Roberts imagined the awkward scene of a U.S. ambassador telling another nation that, even though it was sovereign, it was being sued in a U.S. court for a claim that barely passed the test of not being frivolous, and yet the U.S. doesn’t want “you dragging us into your courts.”
In short, the quality of the advocacy of Stetson and Goldenberg was beginning to have a positive effect for them on the Court.
But that was not the end of the hearing, and the lawyer for the company suing over the seizure of its oil rigs in Venezuela clearly made this is a close legal contest.
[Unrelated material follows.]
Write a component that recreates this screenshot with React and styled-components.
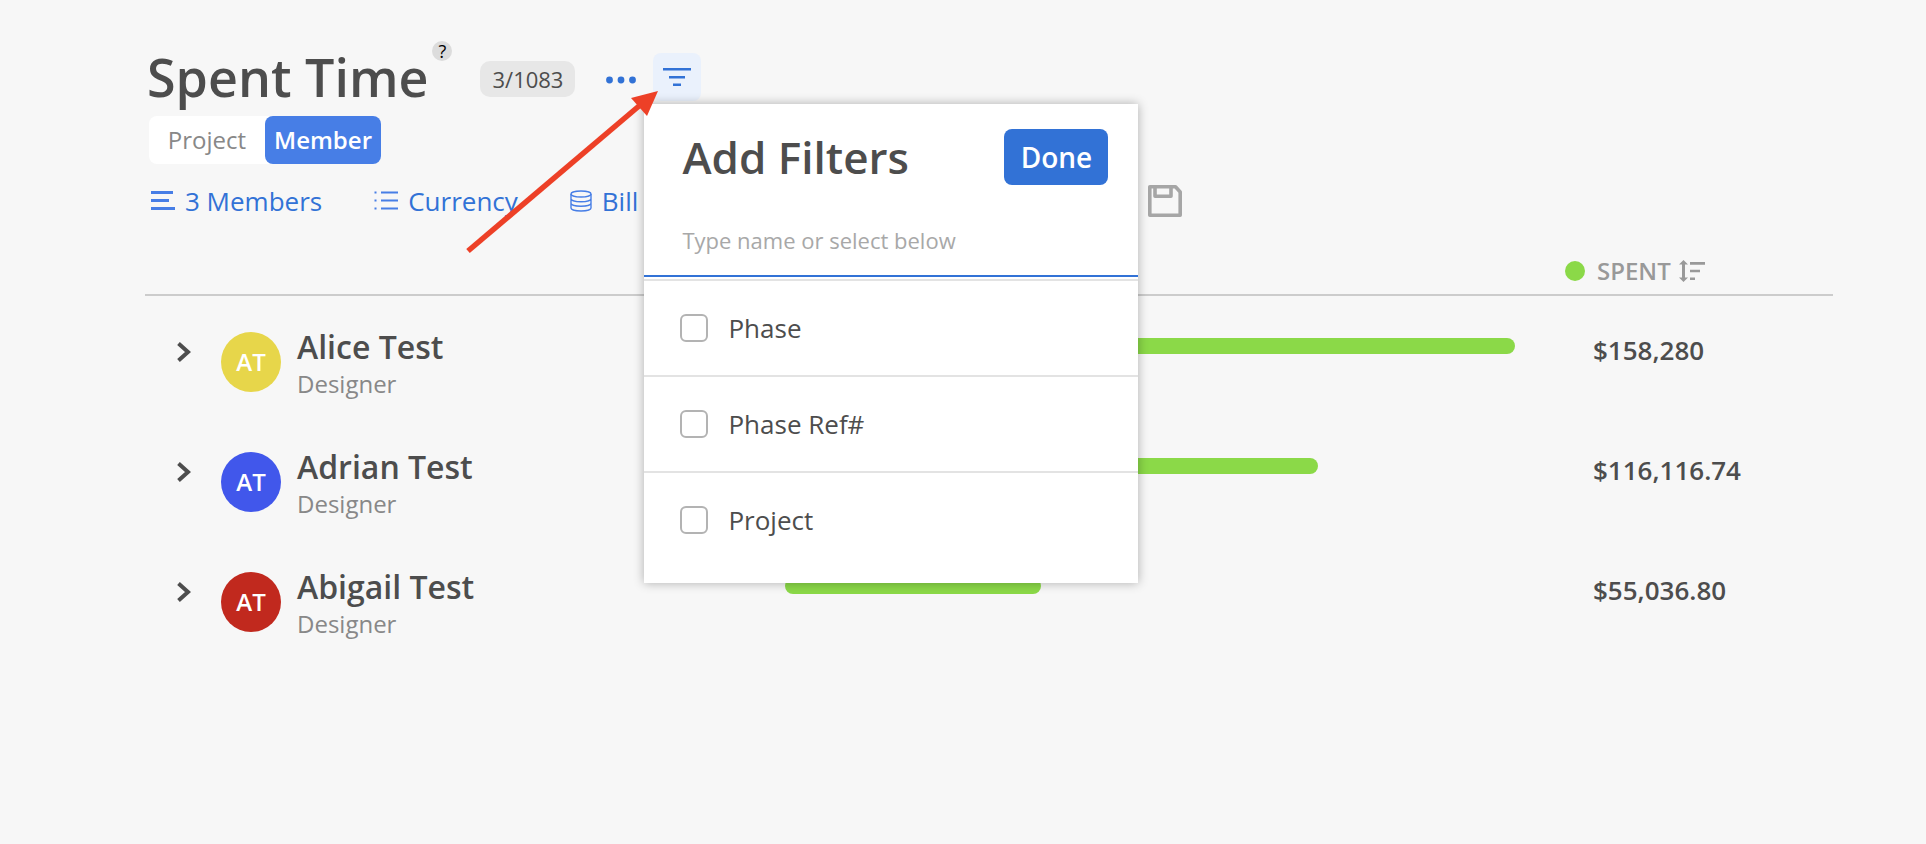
import React, { useState } from "react";
import styled, { createGlobalStyle } from "styled-components";

const GlobalStyle = createGlobalStyle`
  * {
    box-sizing: border-box;
  }

  body {
    margin: 0;
    background-color: #f7f7f7;
    color: #4d4d4d;
    font-family: "Open Sans", "Noto Sans", sans-serif;
  }

  button, input {
    font-family: inherit;
  }
`;

const Page = styled.main`
  position: relative;
  padding: 44px 93px 40px 145px;
`;

const TitleRow = styled.header`
  display: flex;
  align-items: center;
  height: 66px;
  padding-left: 2px;
`;

const Title = styled.h1`
  margin: 0;
  font-size: 52px;
  line-height: 66px;
  font-weight: 600;
`;

const HelpButton = styled.button`
  align-self: flex-start;
  width: 20px;
  height: 20px;
  margin: -3px 28px 0 4px;
  padding: 0;
  border: none;
  border-radius: 50%;
  background-color: #dcdcdc;
  color: #000;
  font-size: 18px;
  line-height: 20px;
  font-weight: 500;
`;

const Count = styled.span`
  margin-top: 4px;
  padding: 0 12px;
  border-radius: 10px;
  background-color: #e7e7e7;
  font-size: 22px;
  line-height: 36px;
`;

const IconButton = styled.button`
  display: flex;
  padding: 0;
  border: none;
  background: none;
  color: ${props => props.color || "#3272d6"};
`;

const MoreButton = styled(IconButton)`
  margin: 6px 16px 0 30px;
`;

const FilterAnchor = styled.div`
  position: relative;
`;

const FilterButton = styled(IconButton)`
  align-items: center;
  justify-content: center;
  width: 48px;
  height: 48px;
  border-radius: 8px;
  background-color: #eaf1fc;
`;

const Switch = styled.div`
  display: flex;
  width: fit-content;
  margin: 6px 0 0 4px;
  border-radius: 8px;
  background-color: #fff;
`;

const SwitchButton = styled.button`
  width: 116px;
  height: 48px;
  padding: 0 0 2px;
  border: none;
  border-radius: 8px;
  background-color: ${props => props.$active ? "#477ee6" : "transparent"};
  color: ${props => props.$active ? "#fff" : "#888"};
  font-size: 24px;
  font-weight: ${props => props.$active ? 600 : 400};
`;

const Toolbar = styled.nav`
  display: flex;
  align-items: center;
  gap: 52px;
  height: 36px;
  margin-top: 19px;
  padding-left: 6px;
`;

const ToolbarButton = styled(IconButton)`
  align-items: center;
  gap: 10px;
  font-size: 26px;
  line-height: 36px;
`;

const SaveButton = styled(IconButton)`
  margin-left: 458px;
`;

const Table = styled.table`
  width: 100%;
  margin-top: 29px;
  table-layout: fixed;
  border-collapse: separate;
  border-spacing: 0;
`;

const HeadCell = styled.th`
  width: ${props => props.width || "auto"};
  height: 48px;
  padding: 0;
  border-bottom: 2px solid #ccc;
`;

const SortButton = styled(IconButton)`
  align-items: center;
  gap: 12px;
  font-size: 24px;
  font-weight: 600;
  line-height: 46px;
`;

const SortLabel = styled.span`
  display: flex;
  align-items: center;
  gap: 8px;
`;

const Dot = styled.span`
  width: 20px;
  height: 20px;
  border-radius: 50%;
  background-color: #8bd948;
`;

const Cell = styled.td`
  height: 120px;
  padding: ${props => props.$top || "30px"} 0 0;
  vertical-align: top;
`;

const Member = styled.div`
  display: flex;
  align-items: flex-start;
  padding-left: 32px;
`;

const ExpandButton = styled(IconButton)`
  margin: 16px 30px 0 0;
`;

const Avatar = styled.span`
  width: 60px;
  height: 60px;
  margin: 6px 16px 0 0;
  border-radius: 50%;
  background-color: ${props => props.color};
  color: #fff;
  font-size: 24px;
  font-weight: 600;
  line-height: 60px;
  text-align: center;
`;

const Name = styled.div`
  font-size: 32px;
  line-height: 42px;
  font-weight: 600;
`;

const Role = styled.div`
  color: #888;
  font-size: 24px;
  line-height: 32px;
`;

const Bar = styled.div`
  height: 16px;
  border-radius: 8px;
  background-color: #8bd948;
`;

const Amount = styled.div`
  padding-left: 28px;
  font-size: 26px;
  line-height: 36px;
  font-weight: 600;
`;

const Popover = styled.section`
  position: absolute;
  top: 51px;
  left: -9px;
  z-index: 10;
  width: 494px;
  padding-bottom: 16px;
  background-color: #fff;
  box-shadow: 0 0 10px rgba(0, 0, 0, .3);
`;

const PopoverHeader = styled.div`
  display: flex;
  align-items: center;
  justify-content: space-between;
  padding: 23px 30px 0 38px;
`;

const PopoverTitle = styled.h2`
  margin: 0;
  font-size: 44px;
  line-height: 60px;
  font-weight: 600;
`;

const DoneButton = styled.button`
  width: 104px;
  height: 56px;
  padding: 0;
  border: none;
  border-radius: 8px;
  background-color: #3272d6;
  color: #fff;
  font-size: 28px;
  font-weight: 600;
`;

const SearchInput = styled.input`
  display: block;
  width: 100%;
  height: 70px;
  margin: 20px 0 2px;
  padding: 0 38px 2px;
  border: none;
  border-bottom: 2px solid #3272d6;
  outline: none;
  background: none;
  color: #4d4d4d;
  font-size: 22px;

  &::placeholder {
    color: #a8a8a8;
    opacity: 1;
  }
`;

const Option = styled.label`
  display: flex;
  align-items: center;
  gap: 20px;
  height: 96px;
  padding-left: 36px;
  border-top: 2px solid #e3e3e3;
  font-size: 26px;
`;

const Checkbox = styled.input`
  appearance: none;
  width: 28px;
  height: 28px;
  margin: 0;
  border: 2px solid #b3b3b3;
  border-radius: 6px;
  background-color: #fff;

  &:checked {
    border-color: #3272d6;
    background-color: #3272d6;
  }
`;

const Arrow = styled.svg`
  position: absolute;
  top: 88px;
  left: 463px;
  z-index: 20;
  pointer-events: none;
`;

const FILTERS = ["Phase", "Phase Ref#", "Project"];

// share is the bar length in percent of the chart column
const MEMBERS = [
    {name: "Alice Test", role: "Designer", color: "#e7d64a", share: 93.6, spent: "$158,280"},
    {name: "Adrian Test", role: "Designer", color: "#4157eb", share: 68.3, spent: "$116,116.74"},
    {name: "Abigail Test", role: "Designer", color: "#c1291e", share: 32.8, spent: "$55,036.80"},
];

const MoreIcon = () => (
    <svg width="32" height="8" viewBox="0 0 32 8" fill="currentColor">
        <circle cx="4.5" cy="4" r="3.4"/>
        <circle cx="16" cy="4" r="3.4"/>
        <circle cx="27.5" cy="4" r="3.4"/>
    </svg>
);

const FilterIcon = () => (
    <svg width="28" height="20" viewBox="0 0 28 20" fill="currentColor">
        <path d="M0 1h28v2.6H0zM6 9h16v2.4H6zM10 16.6h8V19h-8z"/>
    </svg>
);

const LinesIcon = () => (
    <svg width="24" height="20" viewBox="0 0 24 20" fill="#477ee6">
        <path d="M0 0h22v3H0zM0 8h18v3H0zM0 16h24v3H0z"/>
    </svg>
);

const ListIcon = () => (
    <svg width="24" height="20" viewBox="0 0 24 20" fill="#477ee6">
        <path d="M7 .5h17v2H7zM7 8.5h17v2H7zM7 16.5h17v2H7zM.5.5h2v2h-2zM.5 8.5h2v2h-2zM.5 16.5h2v2h-2z"/>
    </svg>
);

const CoinsIcon = () => (
    <svg width="22" height="22" viewBox="0 0 22 22" fill="none" stroke="#477ee6" strokeWidth="1.4">
        <ellipse cx="11" cy="4" rx="10" ry="3"/>
        <path d="M1 4v14c0 1.700 4.500 3 10 3s10-1.300 10-3V4M1 8.700c0 1.700 4.500 3 10 3s10-1.300 10-3M1 13.300c0 1.700 4.500 3 10 3s10-1.300 10-3"/>
    </svg>
);

const SaveIcon = () => (
    <svg width="34" height="32" viewBox="0 0 34 32" fill="none" stroke="currentColor" strokeWidth="3.6" strokeLinejoin="round">
        <path d="M1.800 1.800h25.700l4.700 5.200v23.200H1.800zM7 2v9.200h16V2"/>
    </svg>
);

const SortIcon = () => (
    <svg width="26" height="22" viewBox="0 0 26 22" fill="currentColor">
        <path d="M4.500 0l4.500 4.500H6v13h3l-4.500 4.500-4.500-4.500h3v-13H0zM11 2h15v2.700H11zM11 9.700h10v2.600H11zM11 17.400h5V20h-5z"/>
    </svg>
);

const ChevronIcon = () => (
    <svg width="14" height="20" viewBox="0 0 14 20" fill="none" stroke="#4d4d4d" strokeWidth="4">
        <path d="M1.500 1.500L11 10l-9.500 8.500"/>
    </svg>
);

const FiltersPopover = ({onClose}) => (
    <Popover>
        <PopoverHeader>
            <PopoverTitle>Add Filters</PopoverTitle>
            <DoneButton onClick={onClose}>Done</DoneButton>
        </PopoverHeader>
        <SearchInput aria-label='Filter name' placeholder='Type name or select below'/>
        {FILTERS.map(filter => (
            <Option key={filter}>
                <Checkbox type='checkbox'/>
                {filter}
            </Option>
        ))}
    </Popover>
);

const MemberRow = ({name, role, color, share, spent}) => (
    <tr>
        <Cell>
            <Member>
                <ExpandButton aria-label={`Expand ${name}`}><ChevronIcon/></ExpandButton>
                <Avatar color={color}>AT</Avatar>
                <div>
                    <Name>{name}</Name>
                    <Role>{role}</Role>
                </div>
            </Member>
        </Cell>
        <Cell $top='42px'>
            <Bar style={{width: `${share}%`}}/>
        </Cell>
        <Cell $top='36px'>
            <Amount>{spent}</Amount>
        </Cell>
    </tr>
);

const App = () => {
    const [view, setView] = useState("Member");
    const [showFilters, setShowFilters] = useState(true);

    return (
        <Page>
            <GlobalStyle/>
            <TitleRow>
                <Title>Spent Time</Title>
                <HelpButton>?</HelpButton>
                <Count>3/1083</Count>
                <MoreButton aria-label='More'><MoreIcon/></MoreButton>
                <FilterAnchor>
                    <FilterButton aria-label='Filters' onClick={() => setShowFilters(!showFilters)}>
                        <FilterIcon/>
                    </FilterButton>
                    {showFilters && <FiltersPopover onClose={() => setShowFilters(false)}/>}
                </FilterAnchor>
            </TitleRow>
            <Switch>
                {["Project", "Member"].map(item => (
                    <SwitchButton key={item} $active={item === view} onClick={() => setView(item)}>{item}</SwitchButton>
                ))}
            </Switch>
            <Toolbar>
                <ToolbarButton><LinesIcon/>3 Members</ToolbarButton>
                <ToolbarButton><ListIcon/>Currency</ToolbarButton>
                <ToolbarButton><CoinsIcon/>Bill</ToolbarButton>
                <SaveButton aria-label='Save' color='#a6a6a6'><SaveIcon/></SaveButton>
            </Toolbar>
            <Table>
                <thead>
                    <tr>
                        <HeadCell width='640px' aria-label='Member'/>
                        <HeadCell aria-label='Chart'/>
                        <HeadCell width='268px'>
                            <SortButton color='#999'>
                                <Dot/>
                                <SortLabel>SPENT <SortIcon/></SortLabel>
                            </SortButton>
                        </HeadCell>
                    </tr>
                </thead>
                <tbody>
                    {MEMBERS.map(member => <MemberRow key={member.name} {...member}/>)}
                </tbody>
            </Table>
            <Arrow width='200' height='168' viewBox='0 0 200 168'>
                <path d='M5 163L176 18' stroke='#ed4027' strokeWidth='5.5'/>
                <path d='M195 3l-27 7 16 18z' fill='#ed4027'/>
            </Arrow>
        </Page>
    );
};

export default App;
Washington attorney Catherine M.A. Carroll came armed with an impressive array of arguments that the Court should not be fashioning a special jurisdictional rule just for property-seizure lawsuits against foreign nations.
A court, she conceded, should decide at the very outset of such a case whether or not there exists an exception to the foreign government’s normal sovereign immunity. But that, she said, was not what was at issue. Rather, she argued, the key question is what test should be applied to determine that.
In all other contexts, she said, the pleading standard for when a case can go forward is that it have some substance to it, and that it was not wholly frivolous. That works perfectly well in other contexts, she contended.
When she asked, rhetorically, why it should be necessary to carve out a threshold test of a lawsuit’s viability for just one kind of lawsuit, Justice Anthony M. Kennedy said the answer was “because there’s extreme sensitivity with reference to foreign sovereigns.”
Unfazed, Carroll said she appreciated that, but then turned the point around to favor her argument by wondering why the Court would want to have a method in which the dignity of a foreign government was to label it as a “violator of international law” before it ever had a chance to put forth its legal defenses to such a claim.
It was not clear whether Carroll had succeeded in undoing the sympathy that the other two lawyers had generated for their side of the case, but the quality of her presentation on the complications of starting out with a fresh new legal standard for foreign expropriation cases made the task of the Justices a good deal more challenging.